For snow hazard-prone regions, the estimation of extreme ground snow loads for locations where only ground snow depths are available is of great importance. Given the ground snow depth alone, this estimation is challenging since the snowpack bulk density is uncertain and with significant temporal and spatial variability. By considering the relationship between the snow water equivalent (SWE) and precipitation, a new algorithm or procedure is proposed to estimate the SWE (or ground snow load). Using the proposed algorithm, the ground snow depth records, and the temperature, precipitation, and wind speed records, the SWE (or ground snow load) history was calculated and compared with the recorded SWE values for 57 locations in northeastern China. Also, an analysis of the 50-year return period value of the ground snow load was carried out based on the measured SWE, the calculated SWE using the proposed algorithm, and the procedure recommended by the Chinese load code.

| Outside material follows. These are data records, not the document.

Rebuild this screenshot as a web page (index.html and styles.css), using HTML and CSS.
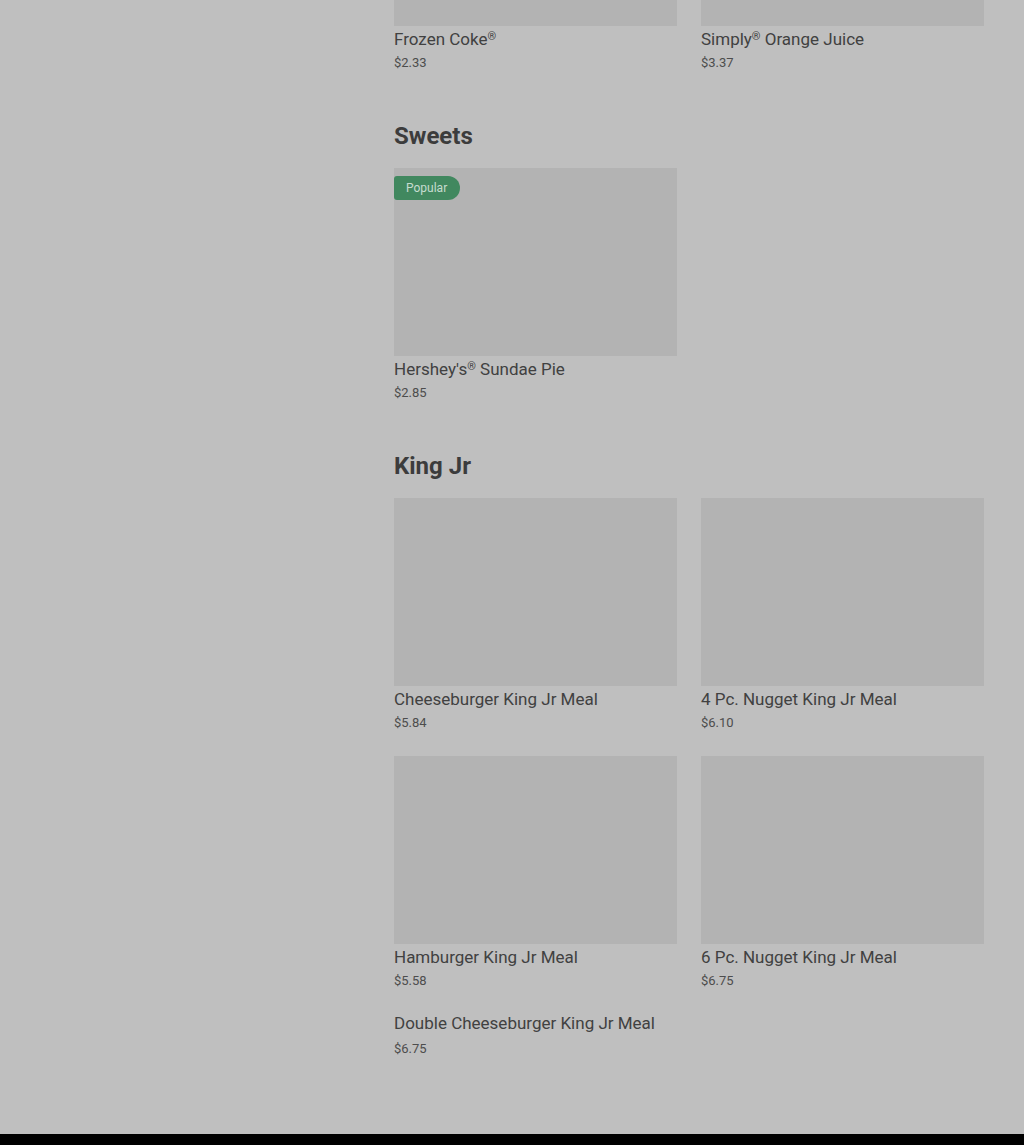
FILE: index.html
```html
<!DOCTYPE html>
<html lang="en">
<head>
    <meta charset="UTF-8">
    <meta name="viewport" content="width=device-width, initial-scale=1.0">
    <title>Menu</title>
    <link rel="stylesheet" href="styles.css">
</head>
<body>
    <div class="page">
        <aside class="sidebar"></aside>
        <main class="menu">
            <section class="category category-scrolled">
                <div class="item-grid">
                    <div class="item">
                        <div class="item-image"></div>
                        <div class="item-name">Frozen Coke<span class="reg">®</span></div>
                        <div class="item-price">$2.33</div>
                    </div>
                    <div class="item">
                        <div class="item-image"></div>
                        <div class="item-name">Simply<span class="reg">®</span> Orange Juice</div>
                        <div class="item-price">$3.37</div>
                    </div>
                </div>
            </section>

            <section class="category">
                <h2>Sweets</h2>
                <div class="item-grid">
                    <div class="item">
                        <div class="item-image">
                            <span class="badge">Popular</span>
                        </div>
                        <div class="item-name">Hershey's<span class="reg">®</span> Sundae Pie</div>
                        <div class="item-price">$2.85</div>
                    </div>
                </div>
            </section>

            <section class="category">
                <h2>King Jr</h2>
                <div class="item-grid">
                    <div class="item">
                        <div class="item-image"></div>
                        <div class="item-name">Cheeseburger King Jr Meal</div>
                        <div class="item-price">$5.84</div>
                    </div>
                    <div class="item">
                        <div class="item-image"></div>
                        <div class="item-name">4 Pc. Nugget King Jr Meal</div>
                        <div class="item-price">$6.10</div>
                    </div>
                    <div class="item">
                        <div class="item-image"></div>
                        <div class="item-name">Hamburger King Jr Meal</div>
                        <div class="item-price">$5.58</div>
                    </div>
                    <div class="item">
                        <div class="item-image"></div>
                        <div class="item-name">6 Pc. Nugget King Jr Meal</div>
                        <div class="item-price">$6.75</div>
                    </div>
                    <div class="item item-no-image">
                        <div class="item-name">Double Cheeseburger King Jr Meal</div>
                        <div class="item-price">$6.75</div>
                    </div>
                </div>
            </section>
        </main>
    </div>
    <footer></footer>
</body>
</html>
```

FILE: styles.css
```css
body {
    font-family: Roboto, "Liberation Sans", sans-serif;
    background-color: #bfbfbf;
    color: #404040;
    margin: 0;
    padding: 0;
}
.page {
    display: flex;
    padding: 0 40px 75px 0;
}
.sidebar {
    width: 394px;
    flex-shrink: 0;
}
.menu {
    flex: 1;
}
.category-scrolled {
    margin-top: -162px;
}
.category h2 {
    font-size: 24px;
    font-weight: 700;
    line-height: 32px;
    margin: 47px 0 16px;
    color: #3c3c3c;
}
.item-grid {
    display: grid;
    grid-template-columns: 1fr 1fr;
    column-gap: 24px;
    row-gap: 23px;
}
.item-image {
    position: relative;
    height: 188px;
    background-color: #b3b3b3;
    margin-bottom: 2px;
}
.item-no-image {
    margin-top: -2px;
}
.badge {
    position: absolute;
    top: 8px;
    left: 0;
    height: 24px;
    line-height: 24px;
    padding: 0 13px 0 12px;
    background-color: #41885f;
    color: #c6dccf;
    font-size: 12px;
    border-radius: 3px 12px 12px 3px;
}
.item-name {
    font-size: 17px;
    line-height: 22px;
    color: #414141;
}
.reg {
    font-size: 11px;
    vertical-align: 5px;
    line-height: 0;
}
.item-price {
    font-size: 13px;
    line-height: 20px;
    margin-top: 3px;
    color: #4d4d4d;
}
.item-no-image .item-price {
    margin-top: 5px;
}
footer {
    background-color: #000;
    height: 12px;
}
```
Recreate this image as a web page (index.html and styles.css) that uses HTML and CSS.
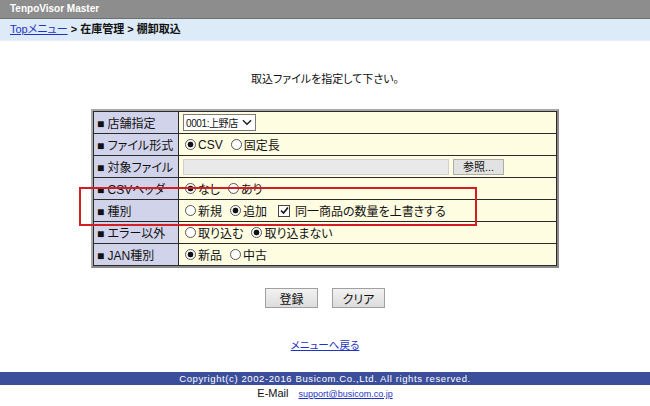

Snow hazard maps were developed based on the estimated s₅₀. Three main conclusions can be drawn from the numerical results:

1. (1)

   In general, the SWE obtained by using the proposed algorithm agrees well with the measured SWE.

2. (2)

   The spatial trends and the magnitudes of the mapped s₅₀ estimated based on the measured SWE and based on the calculated SWE by applying the proposed algorithm are consistent, indicating the usefulness of applying the proposed algorithm in augmenting the SWE data.

3. (3)

   The error analysis and comparison of the mapped snow hazards indicate that the code-recommended approach should be reassessed by the committee that reviews the snow load for the load code (MOHURD 2012) since it leads to the 50-year return period value of the snow load deviating significantly from that estimated based on the measured SWE.